▶ [The problem]
Scan the following material for the string "with" and copy each line in which it appears.

▶ [Data excerpts]
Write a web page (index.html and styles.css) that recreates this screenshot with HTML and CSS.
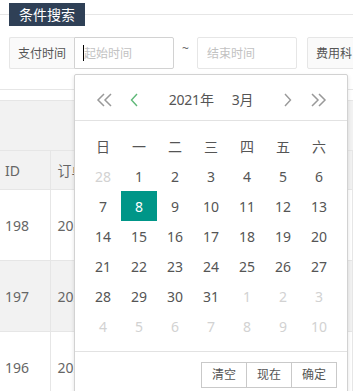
FILE: index.html
```html
<!DOCTYPE html>
<html lang="zh-CN">
<head>
    <meta charset="UTF-8">
    <meta name="viewport" content="width=device-width, initial-scale=1.0">
    <title>条件搜索</title>
    <link rel="stylesheet" href="styles.css">
</head>
<body>
    <div class="page">
        <div class="legend-row">
            <span class="legend">条件搜索</span>
        </div>

        <form class="search-form">
            <span class="addon addon-pay">支付时间</span>
            <span class="input-wrap is-focus">
                <input class="input input-focus" type="text" placeholder="起始时间">
            </span>
            <span class="tilde">~</span>
            <input class="input" type="text" placeholder="结束时间">
            <span class="addon addon-fee">费用科目</span>
        </form>

        <div class="table-box">
            <div class="table-gap"></div>
            <div class="table-tool"></div>
            <table class="data-table">
                <thead>
                    <tr>
                        <th class="col-id"><div class="cell">ID</div></th>
                        <th class="col-no"><div class="cell">订单号</div></th>
                    </tr>
                </thead>
                <tbody>
                    <tr>
                        <td class="col-id"><div class="cell">198</div></td>
                        <td class="col-no"><div class="cell">2021030800198</div></td>
                    </tr>
                    <tr class="row-hover">
                        <td class="col-id"><div class="cell">197</div></td>
                        <td class="col-no"><div class="cell">2021030800197</div></td>
                    </tr>
                    <tr>
                        <td class="col-id"><div class="cell">196</div></td>
                        <td class="col-no"><div class="cell">2021030700196</div></td>
                    </tr>
                </tbody>
            </table>
        </div>

        <!-- date picker dropdown -->
        <div class="laydate">
            <div class="laydate-header">
                <svg class="ico ico-prev-y" width="17" height="14" viewBox="0 0 17 14">
                    <path d="M8 1 L2 7 L8 13 M15 1 L9 7 L15 13" fill="none" stroke="#999" stroke-width="1.5"/>
                </svg>
                <svg class="ico ico-prev-m" width="8" height="14" viewBox="0 0 8 14">
                    <path d="M7 1 L1.5 7 L7 13" fill="none" stroke="#5FB878" stroke-width="1.4"/>
                </svg>
                <div class="laydate-ym">
                    <span>2021年</span><span>3月</span>
                </div>
                <svg class="ico ico-next-m" width="8" height="14" viewBox="0 0 8 14">
                    <path d="M1 1 L6.5 7 L1 13" fill="none" stroke="#999" stroke-width="1.4"/>
                </svg>
                <svg class="ico ico-next-y" width="17" height="14" viewBox="0 0 17 14">
                    <path d="M2 1 L8 7 L2 13 M9 1 L15 7 L9 13" fill="none" stroke="#999" stroke-width="1.5"/>
                </svg>
            </div>

            <div class="laydate-content">
                <table class="laydate-table">
                    <thead>
                        <tr><th>日</th><th>一</th><th>二</th><th>三</th><th>四</th><th>五</th><th>六</th></tr>
                    </thead>
                    <tbody>
                        <tr><td class="other">28</td><td>1</td><td>2</td><td>3</td><td>4</td><td>5</td><td>6</td></tr>
                        <tr><td>7</td><td class="this">8</td><td>9</td><td>10</td><td>11</td><td>12</td><td>13</td></tr>
                        <tr><td>14</td><td>15</td><td>16</td><td>17</td><td>18</td><td>19</td><td>20</td></tr>
                        <tr><td>21</td><td>22</td><td>23</td><td>24</td><td>25</td><td>26</td><td>27</td></tr>
                        <tr><td>28</td><td>29</td><td>30</td><td>31</td><td class="other">1</td><td class="other">2</td><td class="other">3</td></tr>
                        <tr><td class="other">4</td><td class="other">5</td><td class="other">6</td><td class="other">7</td><td class="other">8</td><td class="other">9</td><td class="other">10</td></tr>
                    </tbody>
                </table>
            </div>

            <div class="laydate-footer">
                <span class="btn">清空</span>
                <span class="btn">现在</span>
                <span class="btn">确定</span>
            </div>
        </div>
    </div>
</body>
</html>
```

FILE: styles.css
```css
*{
    box-sizing: border-box;
}
body{
    margin: 0;
    padding: 0;
    background: #fff;
    font-family: "Noto Sans", "Noto Sans CJK SC", sans-serif;
    color: #666;
}

.page{
    position: relative;
    width: 353px;
    height: 391px;
    overflow: hidden;
}

/* legend line */
.legend-row{
    display: flex;
    align-items: center;
    margin-top: 3px;
}
.legend-row::before,
.legend-row::after{
    content: "";
    height: 1px;
    background: #e6e6e6;
}
.legend-row::before{
    width: 9px;
}
.legend-row::after{
    flex: 1;
}
.legend{
    height: 23px;
    line-height: 23px;
    padding: 0 10px;
    font-size: 14px;
    color: #fff;
    background: #2F4056;
}

/* search form */
.search-form{
    display: flex;
    align-items: stretch;
    height: 32px;
    margin: 11px 0 0;
    padding-left: 9px;
    font-size: 12px;
    white-space: nowrap;
}
.addon{
    display: flex;
    align-items: center;
    flex-shrink: 0;
    padding: 0 8px;
    color: #555;
    background: #fafafa;
    border: 1px solid #e6e6e6;
    border-radius: 2px;
}
.addon-pay{
    width: 65px;
    justify-content: center;
    border-right: none;
    border-radius: 2px 0 0 2px;
}
.addon-fee{
    margin-left: 10px;
}
.input{
    width: 100px;
    flex-shrink: 0;
    height: 32px;
    padding: 0 9px;
    font-family: inherit;
    font-size: 12px;
    color: #333;
    border: 1px solid #e6e6e6;
    border-radius: 2px;
    outline: none;
}
.input::placeholder{
    color: #c2c2c2;
}
.input-wrap{
    position: relative;
    display: block;
    flex-shrink: 0;
}
/* text caret of the focused field */
.input-wrap.is-focus::after{
    content: "";
    position: absolute;
    left: 9px;
    top: 8px;
    width: 1px;
    height: 16px;
    background: #000;
}
.input-focus{
    border-color: #d2d2d2;
    border-radius: 0 2px 2px 0;
}
.tilde{
    width: 23px;
    flex-shrink: 0;
    text-align: center;
    line-height: 24px;
    color: #666;
}

/* table */
.table-box{
    margin-top: 20px;
    border-top: 1px solid #e6e6e6;
}
.table-gap{
    height: 10px;
}
.table-tool{
    height: 50px;
    background: #f2f2f2;
    border-top: 1px solid #e6e6e6;
}
.data-table{
    width: 100%;
    border-collapse: collapse;
    font-size: 14px;
    color: #666;
}
.data-table th,
.data-table td{
    padding: 0;
    text-align: left;
    font-weight: normal;
    white-space: nowrap;
    border-top: 1px solid #e6e6e6;
    border-right: 1px solid #e6e6e6;
}
.data-table th{
    height: 39px;
    background: #f2f2f2;
}
.data-table td{
    height: 71px;
}
.data-table .cell{
    padding: 0 5px;
    overflow: hidden;
}
.data-table .col-id{
    width: 50px;
}
.data-table .col-no .cell{
    width: 34px;
    padding: 0 0 0 7px;
}
.row-hover td{
    background: #f2f2f2;
}

/* date picker */
.laydate{
    position: absolute;
    left: 74px;
    top: 74px;
    width: 274px;
    background: #fff;
    border: 1px solid #d2d2d2;
    border-radius: 2px;
    box-shadow: 0 2px 4px rgba(0,0,0,.12);
    font-size: 14px;
}
.laydate-header{
    display: flex;
    align-items: center;
    padding: 10px 20px 5px 21px;
    height: 46px;
    border-bottom: 1px solid #e2e2e2;
}
.ico{
    flex-shrink: 0;
    display: block;
}
.ico-prev-y{
    margin-right: 17px;
}
.ico-next-y{
    margin-left: 18px;
}
.laydate-ym{
    flex: 1;
    text-align: center;
    line-height: 30px;
    color: #555;
    letter-spacing: -0.2px;
}
.laydate-ym span{
    padding: 0 9px;
}

.laydate-content{
    padding: 10px;
}
.laydate-table{
    border-collapse: collapse;
    border-spacing: 0;
}
.laydate-table th,
.laydate-table td{
    width: 36px;
    height: 30px;
    padding: 0;
    text-align: center;
    font-weight: normal;
    color: #555;
}
.laydate-table td.other{
    color: #d2d2d2;
}
.laydate-table td.this{
    background: #009688;
    color: #fff;
}

.laydate-footer{
    display: flex;
    justify-content: flex-end;
    height: 46px;
    padding: 10px 10px;
    border-top: 1px solid #e2e2e2;
}
.btn{
    height: 26px;
    line-height: 24px;
    padding: 0 10px;
    margin-left: -1px;
    font-size: 12px;
    color: #555;
    background: #fff;
    border: 1px solid #C9C9C9;
}
```
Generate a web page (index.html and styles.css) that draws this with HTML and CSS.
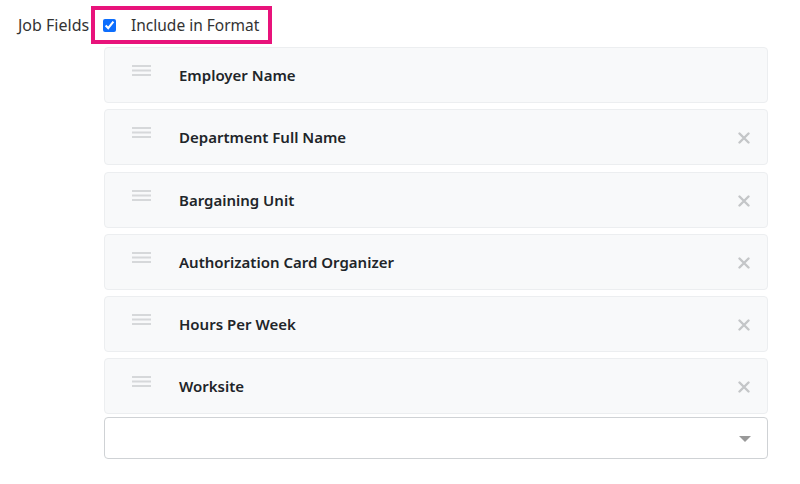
FILE: index.html
```html
<!DOCTYPE html>
<html>
<head>
<meta charset="utf-8">
<link rel="stylesheet" href="styles.css">
</head>
<body>
<div class="page">
  <div class="head-row">
    <div class="field-label">Job Fields</div>
    <label class="include-box">
      <input type="checkbox" class="check" checked>
      <span class="include-text">Include in Format</span>
    </label>
  </div>
  <div class="list">
    <div class="item">
      <span class="grip"><svg width="19" height="12" viewBox="0 0 19 12"><rect x="0" y="0" width="19" height="2" fill="#d6d8da"/><rect x="0" y="4.5" width="19" height="2" fill="#d6d8da"/><rect x="0" y="9" width="19" height="2" fill="#d6d8da"/></svg></span>
      <span class="name">Employer Name</span>
    </div>
    <div class="item">
      <span class="grip"><svg width="19" height="12" viewBox="0 0 19 12"><rect x="0" y="0" width="19" height="2" fill="#d6d8da"/><rect x="0" y="4.5" width="19" height="2" fill="#d6d8da"/><rect x="0" y="9" width="19" height="2" fill="#d6d8da"/></svg></span>
      <span class="name">Department Full Name</span>
      <span class="remove"><svg width="12" height="12" viewBox="0 0 12 12"><path d="M1.5 1.5 L10.5 10.5 M10.5 1.5 L1.5 10.5" stroke="#c4c6c8" stroke-width="2.4" stroke-linecap="round"/></svg></span>
    </div>
    <div class="item">
      <span class="grip"><svg width="19" height="12" viewBox="0 0 19 12"><rect x="0" y="0" width="19" height="2" fill="#d6d8da"/><rect x="0" y="4.5" width="19" height="2" fill="#d6d8da"/><rect x="0" y="9" width="19" height="2" fill="#d6d8da"/></svg></span>
      <span class="name">Bargaining Unit</span>
      <span class="remove"><svg width="12" height="12" viewBox="0 0 12 12"><path d="M1.5 1.5 L10.5 10.5 M10.5 1.5 L1.5 10.5" stroke="#c4c6c8" stroke-width="2.4" stroke-linecap="round"/></svg></span>
    </div>
    <div class="item">
      <span class="grip"><svg width="19" height="12" viewBox="0 0 19 12"><rect x="0" y="0" width="19" height="2" fill="#d6d8da"/><rect x="0" y="4.5" width="19" height="2" fill="#d6d8da"/><rect x="0" y="9" width="19" height="2" fill="#d6d8da"/></svg></span>
      <span class="name">Authorization Card Organizer</span>
      <span class="remove"><svg width="12" height="12" viewBox="0 0 12 12"><path d="M1.5 1.5 L10.5 10.5 M10.5 1.5 L1.5 10.5" stroke="#c4c6c8" stroke-width="2.4" stroke-linecap="round"/></svg></span>
    </div>
    <div class="item">
      <span class="grip"><svg width="19" height="12" viewBox="0 0 19 12"><rect x="0" y="0" width="19" height="2" fill="#d6d8da"/><rect x="0" y="4.5" width="19" height="2" fill="#d6d8da"/><rect x="0" y="9" width="19" height="2" fill="#d6d8da"/></svg></span>
      <span class="name">Hours Per Week</span>
      <span class="remove"><svg width="12" height="12" viewBox="0 0 12 12"><path d="M1.5 1.5 L10.5 10.5 M10.5 1.5 L1.5 10.5" stroke="#c4c6c8" stroke-width="2.4" stroke-linecap="round"/></svg></span>
    </div>
    <div class="item">
      <span class="grip"><svg width="19" height="12" viewBox="0 0 19 12"><rect x="0" y="0" width="19" height="2" fill="#d6d8da"/><rect x="0" y="4.5" width="19" height="2" fill="#d6d8da"/><rect x="0" y="9" width="19" height="2" fill="#d6d8da"/></svg></span>
      <span class="name">Worksite</span>
      <span class="remove"><svg width="12" height="12" viewBox="0 0 12 12"><path d="M1.5 1.5 L10.5 10.5 M10.5 1.5 L1.5 10.5" stroke="#c4c6c8" stroke-width="2.4" stroke-linecap="round"/></svg></span>
    </div>
  </div>
  <div class="select">
    <span class="caret"><svg width="12" height="6" viewBox="0 0 12 6"><path d="M0 0 L12 0 L6 6 Z" fill="#999"/></svg></span>
  </div>
</div>
</body>
</html>
```
FILE: styles.css
```css
html, body {
  margin: 0;
  padding: 0;
  background: #ffffff;
}
body {
  font-family: "Noto Sans", "Open Sans", sans-serif;
  color: #212529;
}
.page {
  padding-top: 6px;
}
.head-row {
  display: flex;
  align-items: center;
  height: 38px;
}
.field-label {
  width: 91px;
  box-sizing: border-box;
  padding-left: 18px;
  font-size: 16px;
  color: #333;
  white-space: nowrap;
}
.include-box {
  box-sizing: border-box;
  width: 181px;
  height: 38px;
  border: 4.5px solid #e8137b;
  display: flex;
  align-items: center;
  padding-left: 8px;
}
.check {
  margin: 0;
  width: 13px;
  height: 13px;
  accent-color: #0d6efd;
}
.include-text {
  margin-left: 15px;
  font-size: 15.5px;
  color: #333;
}
.list {
  margin-top: 3px;
  margin-left: 104px;
  width: 664px;
  display: flex;
  flex-direction: column;
  gap: 6.3px;
}
.item {
  box-sizing: border-box;
  height: 56px;
  background: #f8f9fa;
  border: 1px solid #eceef0;
  border-radius: 4px;
  display: flex;
  align-items: center;
}
.grip {
  width: 19px;
  height: 12px;
  margin-left: 27px;
  margin-top: -8px;
  display: flex;
}
.name {
  margin-left: 28px;
  font-size: 15px;
  font-weight: 600;
  color: #212529;
}
.remove {
  margin-left: auto;
  margin-right: 17px;
  width: 12px;
  height: 12px;
  display: flex;
  margin-top: 2px;
}
.select {
  box-sizing: border-box;
  margin-top: 3px;
  margin-left: 104px;
  width: 664px;
  height: 42px;
  border: 1px solid #cfd2d5;
  border-radius: 4px;
  background: #fff;
  display: flex;
  align-items: center;
  justify-content: flex-end;
  padding-right: 16px;
}
.caret {
  display: flex;
  margin-top: 2px;
}
```
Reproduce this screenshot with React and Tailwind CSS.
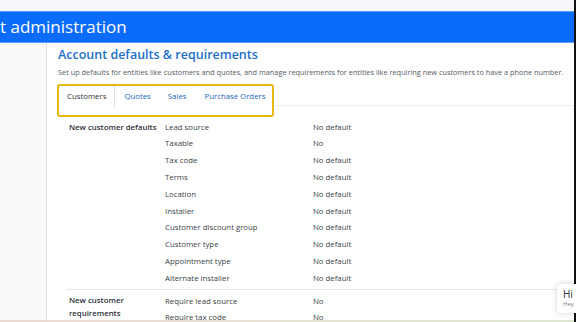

▶ [Final answer]
Write a web page (index.html and styles.css) that recreates this screenshot with HTML and CSS.
Generate a web page (index.html and styles.css) that draws this with HTML and CSS.
Reproduce this screenshot with React and Tailwind CSS.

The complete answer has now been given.